12. The method of claim 8, wherein the macro-block is comprised of N×M pixels with N and M integer number.

13. An apparatus for decoding a video stream, comprising:

a video decompression engine decoding video stream and reconstructing video frame one by one;

a storage device for storing at least one decompressed video frame as reference for other neighboring frame;

a motion compensation unit for adding the decompressed pixel difference to the referencing frame or block to reconstruct a complete block of pixels.

predicting unit for determining whether motion compensation of the current B-type coded frame or macro-block can be skipped and selects the right frame as reference in motion compensation; and

a device controlling the data access to and from the selected referencing frames.

14. The apparatus of claim 13, wherein the motion compensation unit add the pixel difference of a decoded block to one selected block of one neighboring frames in the referencing frame buffer to reconstruct a block of pixels.

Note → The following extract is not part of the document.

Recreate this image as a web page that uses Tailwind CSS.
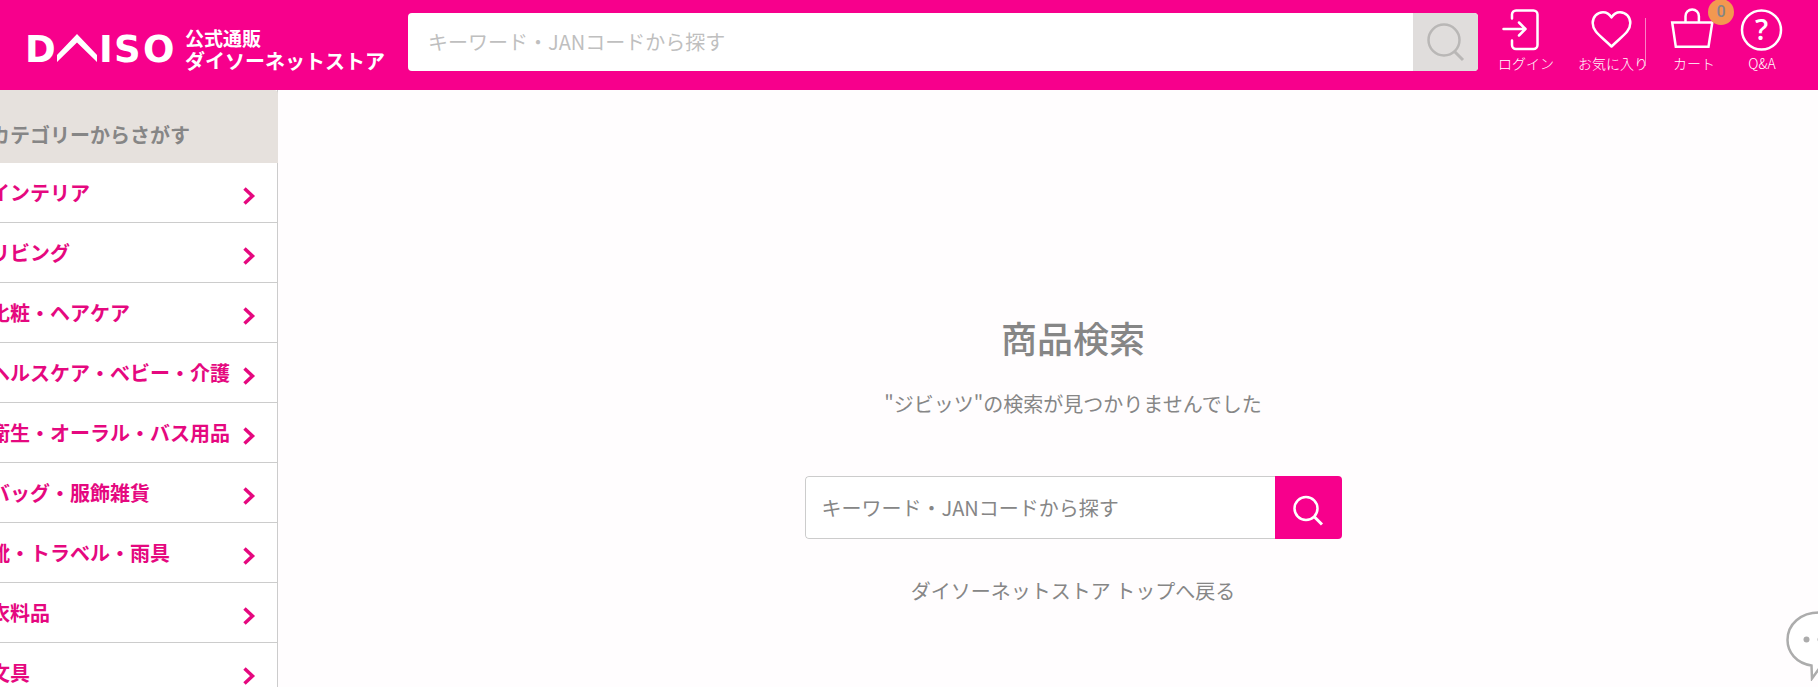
<!DOCTYPE html>
<html lang="ja">
<head>
  <meta charset="UTF-8">
  <meta name="viewport" content="width=device-width, initial-scale=1.0">
  <title>商品検索 | ダイソーネットストア</title>
  <script src="https://cdn.jsdelivr.net/npm/@tailwindcss/browser@4"></script>
</head>
<body class="flex h-screen flex-col overflow-hidden bg-[#fffdfe] font-['Noto_Sans_CJK_JP',sans-serif] text-[#868686]">
  <header class="flex h-[90px] shrink-0 items-start bg-[#f7008c] pl-7 pr-[34px] text-white">
    <a href="#" class="mt-[26px] flex w-[380px] shrink-0 items-start" aria-label="DAISO 公式通販 ダイソーネットストア">
      <svg class="mt-1 h-9 w-[157px] shrink-0 overflow-visible" viewBox="0 0 157 36" fill="#fff">
        <g class="font-['DejaVu_Sans',sans-serif] font-bold" font-size="37">
          <text x="-3" y="32">D</text>
          <text x="71" y="32">I</text>
          <text x="86" y="32">S</text>
          <text x="115" y="32">O</text>
        </g>
        <path d="M29 32v-7L49 4l20 21v7L49 12.500z"/>
      </svg>
      <span class="flex flex-col text-xl font-bold leading-[23px]">
        <span class="text-[19px]">公式通販</span>
        <span class="whitespace-nowrap">ダイソーネットストア</span>
      </span>
    </a>
    <!-- header search -->
    <form class="mt-[13px] flex h-[58px] min-w-0 flex-1 overflow-hidden rounded bg-white">
      <input type="text" aria-label="キーワード検索" placeholder="キーワード・JANコードから探す" class="min-w-0 flex-1 px-5 text-xl text-[#868686] outline-none placeholder:text-[#bfbfbf]">
      <button type="button" aria-label="検索" class="flex w-[65px] items-center justify-center bg-[#e0dddc]">
        <svg class="size-10" viewBox="0 0 40 40" fill="none" stroke="#b9b7b6" stroke-width="2.500">
          <circle cx="18" cy="18" r="15.500"/>
          <path d="M28.500 29.500l8.500 8.500" stroke-width="3"/>
        </svg>
      </button>
    </form>
    <nav class="ml-5 mt-2 flex gap-6 text-center text-sm font-light leading-5">
      <a href="#" class="flex w-14 flex-col items-center gap-px whitespace-nowrap">
        <svg class="h-11 w-14" viewBox="0 0 56 44" fill="none" stroke="#fff" stroke-width="2.500" stroke-linecap="round" stroke-linejoin="round">
          <path d="M14 10.500V6.500a4 4 0 0 1 4-4h17.500a4 4 0 0 1 4 4V37a4 4 0 0 1-4 4H18a4 4 0 0 1-4-4v-4.500"/>
          <path d="M5.500 21H27.500M21 14.500l6.500 6.500-6.500 6.500"/>
        </svg>
        ログイン
      </a>
      <a href="#" class="relative flex w-[70px] flex-col items-center gap-px whitespace-nowrap">
        <svg class="h-11 w-[70px]" viewBox="0 0 70 44" fill="none" stroke="#fff" stroke-width="2.500" stroke-linejoin="round">
          <path d="M33.500 9.500C31.500 6 28.500 4.200 25 4.200c-6 0-10.300 4.800-10.300 10.800 0 9 8.800 13.500 18.800 23.500 10-10 18.800-14.500 18.800-23.500 0-6-4.300-10.800-10.300-10.800-3.500 0-6.500 1.800-8.500 5.300z"/>
        </svg>
        お気に入り
        <span class="absolute right-0.5 top-2.5 h-12 w-px bg-white/50"></span>
      </a>
      <a href="#" class="relative flex w-11 flex-col items-center gap-px whitespace-nowrap">
        <svg class="h-11 w-11 overflow-visible" viewBox="0 0 44 44" fill="none" stroke="#fff" stroke-width="2.500">
          <path d="M.2 14.500H40.300L36.500 38.800H3.800z"/>
          <path d="M13.500 14V8.200a6.700 6.700 0 0 1 13.400 0V14"/>
        </svg>
        カート
        <span class="absolute -right-[18px] -top-[9px] flex size-[26px] items-center justify-center rounded-full bg-[#f39850] font-['Roboto',sans-serif] text-base font-medium text-[#868686]">0</span>
      </a>
      <a href="#" class="flex w-11 flex-col items-center gap-px whitespace-nowrap">
        <svg class="h-11 w-11" viewBox="0 0 44 44">
          <circle cx="21.500" cy="22" r="19.500" fill="none" stroke="#fff" stroke-width="2.500"/>
          <text x="21.500" y="32" text-anchor="middle" fill="#fff" font-size="29" class="font-['Open_Sans',sans-serif] font-semibold">?</text>
        </svg>
        Q&amp;A
      </a>
    </nav>
  </header>

  <div class="flex min-h-0 flex-1">
    <aside class="w-[278px] shrink-0 border-r border-[#ccc] bg-white">
      <h2 class="-mr-px flex h-[73px] items-center rounded-tr bg-[#e6e1dd] pt-4 text-xl font-bold"><span class="-ml-2.5 whitespace-nowrap">カテゴリーからさがす</span></h2>
      <ul class="text-xl font-bold text-[#e5087f]">
        <li><a href="#" class="-ml-2.5 flex h-[60px] items-center justify-between whitespace-nowrap border-b border-[#ccc] pr-5">インテリア<svg class="mt-1.5 h-5 w-4" viewBox="0 0 16 20" fill="none" stroke="currentColor" stroke-width="3.500"><path d="M3.500 2.500l8 7.500-8 7.500"/></svg></a></li>
        <li><a href="#" class="-ml-2.5 flex h-[60px] items-center justify-between whitespace-nowrap border-b border-[#ccc] pr-5">リビング<svg class="mt-1.5 h-5 w-4" viewBox="0 0 16 20" fill="none" stroke="currentColor" stroke-width="3.500"><path d="M3.500 2.500l8 7.500-8 7.500"/></svg></a></li>
        <li><a href="#" class="-ml-2.5 flex h-[60px] items-center justify-between whitespace-nowrap border-b border-[#ccc] pr-5">化粧・ヘアケア<svg class="mt-1.5 h-5 w-4" viewBox="0 0 16 20" fill="none" stroke="currentColor" stroke-width="3.500"><path d="M3.500 2.500l8 7.500-8 7.500"/></svg></a></li>
        <li><a href="#" class="-ml-2.5 flex h-[60px] items-center justify-between whitespace-nowrap border-b border-[#ccc] pr-5">ヘルスケア・ベビー・介護<svg class="mt-1.5 h-5 w-4 shrink-0" viewBox="0 0 16 20" fill="none" stroke="currentColor" stroke-width="3.500"><path d="M3.500 2.500l8 7.500-8 7.500"/></svg></a></li>
        <li><a href="#" class="-ml-2.5 flex h-[60px] items-center justify-between whitespace-nowrap border-b border-[#ccc] pr-5">衛生・オーラル・バス用品<svg class="mt-1.5 h-5 w-4 shrink-0" viewBox="0 0 16 20" fill="none" stroke="currentColor" stroke-width="3.500"><path d="M3.500 2.500l8 7.500-8 7.500"/></svg></a></li>
        <li><a href="#" class="-ml-2.5 flex h-[60px] items-center justify-between whitespace-nowrap border-b border-[#ccc] pr-5">バッグ・服飾雑貨<svg class="mt-1.5 h-5 w-4" viewBox="0 0 16 20" fill="none" stroke="currentColor" stroke-width="3.500"><path d="M3.500 2.500l8 7.500-8 7.500"/></svg></a></li>
        <li><a href="#" class="-ml-2.5 flex h-[60px] items-center justify-between whitespace-nowrap border-b border-[#ccc] pr-5">靴・トラベル・雨具<svg class="mt-1.5 h-5 w-4" viewBox="0 0 16 20" fill="none" stroke="currentColor" stroke-width="3.500"><path d="M3.500 2.500l8 7.500-8 7.500"/></svg></a></li>
        <li><a href="#" class="-ml-2.5 flex h-[60px] items-center justify-between whitespace-nowrap border-b border-[#ccc] pr-5">衣料品<svg class="mt-1.5 h-5 w-4" viewBox="0 0 16 20" fill="none" stroke="currentColor" stroke-width="3.500"><path d="M3.500 2.500l8 7.500-8 7.500"/></svg></a></li>
        <li><a href="#" class="-ml-2.5 flex h-[60px] items-center justify-between whitespace-nowrap border-b border-[#ccc] pr-5">文具<svg class="mt-1.5 h-5 w-4" viewBox="0 0 16 20" fill="none" stroke="currentColor" stroke-width="3.500"><path d="M3.500 2.500l8 7.500-8 7.500"/></svg></a></li>
      </ul>
    </aside>

    <main class="flex min-w-0 flex-1 flex-col items-center pl-[50px] pt-[222px] text-xl">
      <h1 class="text-4xl font-medium leading-[50px]">商品検索</h1>
      <p class="mt-[26px] leading-8">"ジビッツ"の検索が見つかりませんでした</p>
      <form class="mt-14 flex h-[63px] w-full max-w-[537px] overflow-hidden rounded-sm">
        <input type="text" aria-label="キーワード" placeholder="キーワード・JANコードから探す" class="min-w-0 flex-1 rounded-l-sm border border-r-0 border-[#ccc] bg-white px-4 text-[#868686] outline-none placeholder:text-[#868686]">
        <button type="button" aria-label="検索" class="flex w-[67px] items-center justify-center bg-[#f7008c] pt-1.5">
          <svg class="size-8" viewBox="0 0 32 32" fill="none" stroke="#fff" stroke-width="2.500">
            <circle cx="14" cy="13.500" r="11.500"/>
            <path d="M22 21.500l8 8" stroke-width="3"/>
          </svg>
        </button>
      </form>
      <a href="#" class="mt-9 leading-8">ダイソーネットストア トップへ戻る</a>
    </main>
  </div>

  <!-- chat launcher, hangs off the right edge -->
  <button type="button" aria-label="チャット" class="fixed -right-9 bottom-1.5">
    <svg class="h-[72px] w-[70px]" viewBox="0 0 70 72" fill="none" stroke="#acacac" stroke-width="2.500">
      <path fill="#fff" d="M27.500 56.500C12 54 3.500 43 3.500 31 3.500 15 17 3.500 35 3.500S66.500 15 66.500 31 53 57 37 57L28 69.500z"/>
      <g fill="#acacac" stroke="none"><circle cx="22.500" cy="30.500" r="3"/><circle cx="36.500" cy="30.500" r="3"/><circle cx="50.500" cy="30.500" r="3"/></g>
    </svg>
  </button>
</body>
</html>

15. The apparatus of claim 13, wherein the video decoder is comprised at least a variable length decoder, a DeQuantizer and an inverse DCT calculation engine.

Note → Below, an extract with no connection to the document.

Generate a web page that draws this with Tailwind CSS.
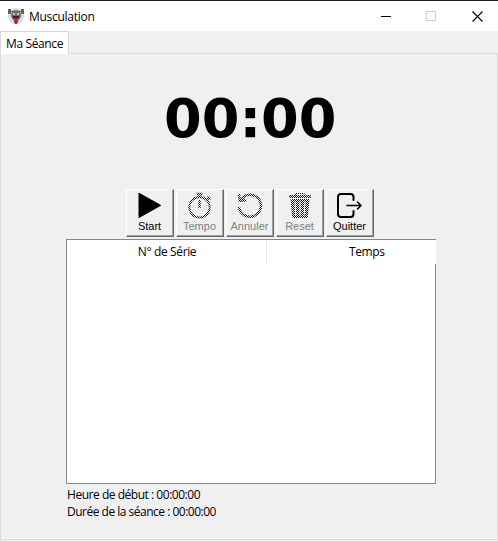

16. The apparatus of claim 13, wherein the motion compensation unit add the pixel difference of a decoded block to one selected block of one neighboring frames in the referencing frame buffer to reconstruct a block of pixels.

17. The apparatus of claim 16, wherein the motion compensation unit adjusts the weighted factor of the block pixels of the selected frame to be “1” and add to the pixel difference of the decoded block of pixels.

18. The apparatus of claim 13, wherein the prediction unit calculates the pixel difference of each block and the motion vector of a macro-block and determines whether and which block motion compensation can be skipped by referring only to one referencing frame.

19. The apparatus of claim 13, wherein the prediction unit calculates the complexity of a predetermined number of blocks from variable location of an B-type frame and decides whether the motion estimation for the whole B-type frame can be skipped.